Material:
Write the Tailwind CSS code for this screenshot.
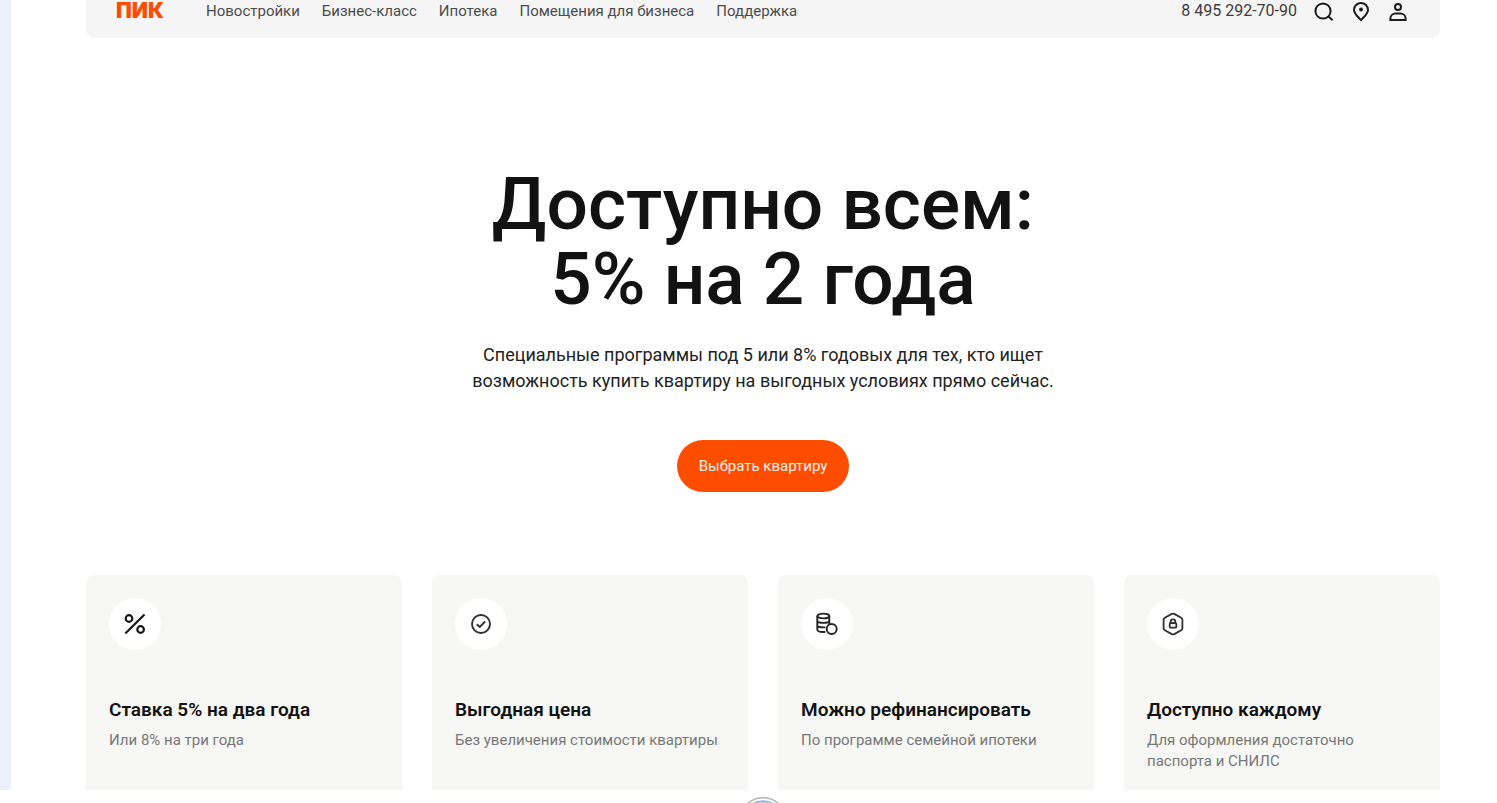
<!DOCTYPE html>
<html lang="ru">
<head>
<meta charset="utf-8">
<meta name="viewport" content="width=device-width, initial-scale=1">
<title>ПИК</title>
<script src="https://cdn.jsdelivr.net/npm/@tailwindcss/browser@4"></script>
</head>
<body class="flex min-h-screen flex-col overflow-x-hidden bg-white font-['Roboto','Liberation_Sans',sans-serif] text-[#121212]">
<div class="flex grow border-l-11 border-[#ebf0fa] pr-[57px] pl-[75px]">
  <div class="flex grow flex-col">
    <header class="flex h-[38px] items-start justify-between rounded-b-lg bg-[#f5f5f5] pr-8 pl-[30px]">
      <div class="flex items-center">
        <a href="#" class="w-[90px] font-['Inter','Liberation_Sans',sans-serif] text-[21px] leading-[22px] font-black text-[#ff4d00]">ПИК</a>
        <nav class="flex gap-[22px] text-[15px] leading-[22px] text-[#4c4c4c]">
          <a href="#">Новостройки</a>
          <a href="#">Бизнес-класс</a>
          <a href="#">Ипотека</a>
          <a href="#">Помещения для бизнеса</a>
          <a href="#">Поддержка</a>
        </nav>
      </div>
      <div class="flex items-start gap-[17px]">
        <a href="tel:+74952927090" class="text-[16px] leading-[22px] text-[#3c3c3c]">8 495 292-70-90</a>
        <button type="button" aria-label="Поиск"><svg class="h-6 w-5" viewBox="0 0 20 24" fill="none" stroke="#1c1c1e" stroke-width="2"><circle cx="9" cy="11" r="7.6"/><path d="M14.5 16.5 18.6 20.3"/></svg></button>
        <button type="button" aria-label="Город"><svg class="h-6 w-5" viewBox="0 0 20 24" fill="none" stroke="#1c1c1e" stroke-width="2"><path d="M10 20.2C6.500 16.200 3 13.400 3 9.900a7 7 0 0 1 14 0c0 3.500-3.500 6.300-7 10.300Z"/><circle cx="10" cy="9.500" r="2" fill="#1c1c1e" stroke="none"/></svg></button>
        <button type="button" aria-label="Профиль"><svg class="h-6 w-5" viewBox="0 0 20 24" fill="none" stroke="#1c1c1e" stroke-width="2"><circle cx="10" cy="7" r="3"/><path d="M2.400 20v-1.500c0-3 2.500-5 5.300-5h4.600c2.800 0 5.300 2 5.300 5V20Z"/></svg></button>
      </div>
    </header>
    <main>
      <section class="flex flex-col items-center pt-[129px] text-center">
        <h1 class="text-[73px] leading-[75px] font-medium">Доступно всем:<br>5% на 2 года</h1>
        <p class="mt-[25px] text-[18px] leading-[26px] text-[#222]">Специальные программы под 5 или 8% годовых для тех, кто ищет<br>возможность купить квартиру на выгодных условиях прямо сейчас.</p>
        <button type="button" class="mt-[46px] h-[52px] rounded-full bg-[#ff4d00] px-[22px] text-[15px] text-[#fff1e8]">Выбрать квартиру</button>
      </section>
      <section class="mt-[83px] grid grid-cols-4 gap-[30px]">
        <article class="h-[215px] rounded-t-lg bg-[#f7f7f5] px-[23px] pt-[23px]">
          <div class="flex size-[52px] items-center justify-center rounded-full bg-white"><svg class="size-6" viewBox="0 0 24 24" fill="none" stroke="#161616" stroke-width="2.200"><circle cx="6" cy="6.500" r="3.300"/><circle cx="17.600" cy="17.500" r="3.300"/><path d="M21.500 2.500 2.300 21.500"/></svg></div>
          <h2 class="mt-[47px] text-[19px] leading-[26px] font-semibold">Ставка 5% на два года</h2>
          <p class="mt-[7px] text-[15px] leading-[21px] text-[#777]">Или 8% на три года</p>
        </article>
        <article class="h-[215px] rounded-t-lg bg-[#f7f7f5] px-[23px] pt-[23px]">
          <div class="flex size-[52px] items-center justify-center rounded-full bg-white"><svg class="size-6" viewBox="0 0 24 24" fill="none" stroke="#303032" stroke-width="1.900"><circle cx="12" cy="12" r="9"/><path d="m7.800 12.200 3 2.700 5.300-5.400"/></svg></div>
          <h2 class="mt-[47px] text-[19px] leading-[26px] font-semibold">Выгодная цена</h2>
          <p class="mt-[7px] text-[15px] leading-[21px] text-[#777]">Без увеличения стоимости квартиры</p>
        </article>
        <article class="h-[215px] rounded-t-lg bg-[#f7f7f5] px-[23px] pt-[23px]">
          <div class="flex size-[52px] items-center justify-center rounded-full bg-white"><svg class="size-6" viewBox="0 0 24 24" fill="none" stroke="#242426" stroke-width="1.900"><ellipse cx="8.300" cy="4" rx="6" ry="2.400"/><path d="M2.300 4v13.500c0 1.500 2.700 2.500 6 2.500h2M14.300 4v8M2.300 8.500c0 1.500 2.700 2.400 6 2.400s6-.900 6-2.400M2.300 13c0 1.500 2.700 2.400 6 2.400h2"/><circle cx="16.700" cy="17" r="5"/></svg></div>
          <h2 class="mt-[47px] text-[19px] leading-[26px] font-semibold">Можно рефинансировать</h2>
          <p class="mt-[7px] text-[15px] leading-[21px] text-[#777]">По программе семейной ипотеки</p>
        </article>
        <article class="h-[215px] rounded-t-lg bg-[#f7f7f5] px-[23px] pt-[23px]">
          <div class="flex size-[52px] items-center justify-center rounded-full bg-white"><svg class="size-6" viewBox="0 0 24 24" fill="none" stroke="#303032" stroke-width="1.800" stroke-linejoin="round"><path d="M10.800 1.900q1.200-.6 2.400 0l7 3.900q1.200.7 1.200 2v8.400q0 1.300-1.200 2l-7 3.900q-1.200.6-2.400 0l-7-3.900q-1.200-.7-1.200-2V7.800q0-1.300 1.200-2Z"/><path d="M9.700 10.800V9.700a2.300 2.300 0 0 1 4.600 0v1.100"/><rect x="8.700" y="11" width="6.600" height="4.700" rx="1"/></svg></div>
          <h2 class="mt-[47px] text-[19px] leading-[26px] font-semibold">Доступно каждому</h2>
          <p class="mt-[7px] text-[15px] leading-[21px] text-[#777]">Для оформления достаточно<br>паспорта и СНИЛС</p>
        </article>
      </section>
    </main>
  </div>
</div>
<footer class="flex h-[13px] items-start justify-center overflow-hidden pr-[57px] pl-[86px]">
  <svg class="mt-[7px] size-12 shrink-0" viewBox="0 0 48 48" fill="none"><circle cx="24" cy="24" r="23.200" stroke="#b4b4b4" stroke-width="1.500"/><circle cx="24" cy="24" r="20" fill="#b9d2f0" stroke="#8fb4e2" stroke-width="1.500"/></svg>
</footer>
</body>
</html>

What needs to be done: Omit each picture, then return all of the listing exactly as it stands.

Output of the task:
Write the Tailwind CSS code for this screenshot.
<!DOCTYPE html>
<html lang="ru">
<head>
<meta charset="utf-8">
<meta name="viewport" content="width=device-width, initial-scale=1">
<title>ПИК</title>
<script src="https://cdn.jsdelivr.net/npm/@tailwindcss/browser@4"></script>
</head>
<body class="flex min-h-screen flex-col overflow-x-hidden bg-white font-['Roboto','Liberation_Sans',sans-serif] text-[#121212]">
<div class="flex grow border-l-11 border-[#ebf0fa] pr-[57px] pl-[75px]">
  <div class="flex grow flex-col">
    <header class="flex h-[38px] items-start justify-between rounded-b-lg bg-[#f5f5f5] pr-8 pl-[30px]">
      <div class="flex items-center">
        <a href="#" class="w-[90px] font-['Inter','Liberation_Sans',sans-serif] text-[21px] leading-[22px] font-black text-[#ff4d00]">ПИК</a>
        <nav class="flex gap-[22px] text-[15px] leading-[22px] text-[#4c4c4c]">
          <a href="#">Новостройки</a>
          <a href="#">Бизнес-класс</a>
          <a href="#">Ипотека</a>
          <a href="#">Помещения для бизнеса</a>
          <a href="#">Поддержка</a>
        </nav>
      </div>
      <div class="flex items-start gap-[17px]">
        <a href="tel:+74952927090" class="text-[16px] leading-[22px] text-[#3c3c3c]">8 495 292-70-90</a>
        <button type="button" aria-label="Поиск"><svg class="h-6 w-5" viewBox="0 0 20 24" fill="none" stroke="#1c1c1e" stroke-width="2"><circle cx="9" cy="11" r="7.6"/><path d="M14.5 16.5 18.6 20.3"/></svg></button>
        <button type="button" aria-label="Город"><svg class="h-6 w-5" viewBox="0 0 20 24" fill="none" stroke="#1c1c1e" stroke-width="2"><path d="M10 20.2C6.500 16.200 3 13.400 3 9.900a7 7 0 0 1 14 0c0 3.500-3.500 6.300-7 10.300Z"/><circle cx="10" cy="9.500" r="2" fill="#1c1c1e" stroke="none"/></svg></button>
        <button type="button" aria-label="Профиль"><svg class="h-6 w-5" viewBox="0 0 20 24" fill="none" stroke="#1c1c1e" stroke-width="2"><circle cx="10" cy="7" r="3"/><path d="M2.400 20v-1.500c0-3 2.500-5 5.300-5h4.600c2.800 0 5.300 2 5.300 5V20Z"/></svg></button>
      </div>
    </header>
    <main>
      <section class="flex flex-col items-center pt-[129px] text-center">
        <h1 class="text-[73px] leading-[75px] font-medium">Доступно всем:<br>5% на 2 года</h1>
        <p class="mt-[25px] text-[18px] leading-[26px] text-[#222]">Специальные программы под 5 или 8% годовых для тех, кто ищет<br>возможность купить квартиру на выгодных условиях прямо сейчас.</p>
        <button type="button" class="mt-[46px] h-[52px] rounded-full bg-[#ff4d00] px-[22px] text-[15px] text-[#fff1e8]">Выбрать квартиру</button>
      </section>
      <section class="mt-[83px] grid grid-cols-4 gap-[30px]">
        <article class="h-[215px] rounded-t-lg bg-[#f7f7f5] px-[23px] pt-[23px]">
          <div class="flex size-[52px] items-center justify-center rounded-full bg-white"><svg class="size-6" viewBox="0 0 24 24" fill="none" stroke="#161616" stroke-width="2.200"><circle cx="6" cy="6.500" r="3.300"/><circle cx="17.600" cy="17.500" r="3.300"/><path d="M21.500 2.500 2.300 21.500"/></svg></div>
          <h2 class="mt-[47px] text-[19px] leading-[26px] font-semibold">Ставка 5% на два года</h2>
          <p class="mt-[7px] text-[15px] leading-[21px] text-[#777]">Или 8% на три года</p>
        </article>
        <article class="h-[215px] rounded-t-lg bg-[#f7f7f5] px-[23px] pt-[23px]">
          <div class="flex size-[52px] items-center justify-center rounded-full bg-white"><svg class="size-6" viewBox="0 0 24 24" fill="none" stroke="#303032" stroke-width="1.900"><circle cx="12" cy="12" r="9"/><path d="m7.800 12.200 3 2.700 5.300-5.400"/></svg></div>
          <h2 class="mt-[47px] text-[19px] leading-[26px] font-semibold">Выгодная цена</h2>
          <p class="mt-[7px] text-[15px] leading-[21px] text-[#777]">Без увеличения стоимости квартиры</p>
        </article>
        <article class="h-[215px] rounded-t-lg bg-[#f7f7f5] px-[23px] pt-[23px]">
          <div class="flex size-[52px] items-center justify-center rounded-full bg-white"><svg class="size-6" viewBox="0 0 24 24" fill="none" stroke="#242426" stroke-width="1.900"><ellipse cx="8.300" cy="4" rx="6" ry="2.400"/><path d="M2.300 4v13.500c0 1.500 2.700 2.500 6 2.500h2M14.300 4v8M2.300 8.500c0 1.500 2.700 2.400 6 2.400s6-.900 6-2.400M2.300 13c0 1.500 2.700 2.400 6 2.400h2"/><circle cx="16.700" cy="17" r="5"/></svg></div>
          <h2 class="mt-[47px] text-[19px] leading-[26px] font-semibold">Можно рефинансировать</h2>
          <p class="mt-[7px] text-[15px] leading-[21px] text-[#777]">По программе семейной ипотеки</p>
        </article>
        <article class="h-[215px] rounded-t-lg bg-[#f7f7f5] px-[23px] pt-[23px]">
          <div class="flex size-[52px] items-center justify-center rounded-full bg-white"><svg class="size-6" viewBox="0 0 24 24" fill="none" stroke="#303032" stroke-width="1.800" stroke-linejoin="round"><path d="M10.800 1.900q1.200-.6 2.400 0l7 3.900q1.200.7 1.200 2v8.400q0 1.300-1.200 2l-7 3.900q-1.200.6-2.400 0l-7-3.900q-1.200-.7-1.200-2V7.800q0-1.300 1.200-2Z"/><path d="M9.700 10.800V9.700a2.300 2.300 0 0 1 4.600 0v1.100"/><rect x="8.700" y="11" width="6.600" height="4.700" rx="1"/></svg></div>
          <h2 class="mt-[47px] text-[19px] leading-[26px] font-semibold">Доступно каждому</h2>
          <p class="mt-[7px] text-[15px] leading-[21px] text-[#777]">Для оформления достаточно<br>паспорта и СНИЛС</p>
        </article>
      </section>
    </main>
  </div>
</div>
<footer class="flex h-[13px] items-start justify-center overflow-hidden pr-[57px] pl-[86px]">
  <svg class="mt-[7px] size-12 shrink-0" viewBox="0 0 48 48" fill="none"><circle cx="24" cy="24" r="23.200" stroke="#b4b4b4" stroke-width="1.500"/><circle cx="24" cy="24" r="20" fill="#b9d2f0" stroke="#8fb4e2" stroke-width="1.500"/></svg>
</footer>
</body>
</html>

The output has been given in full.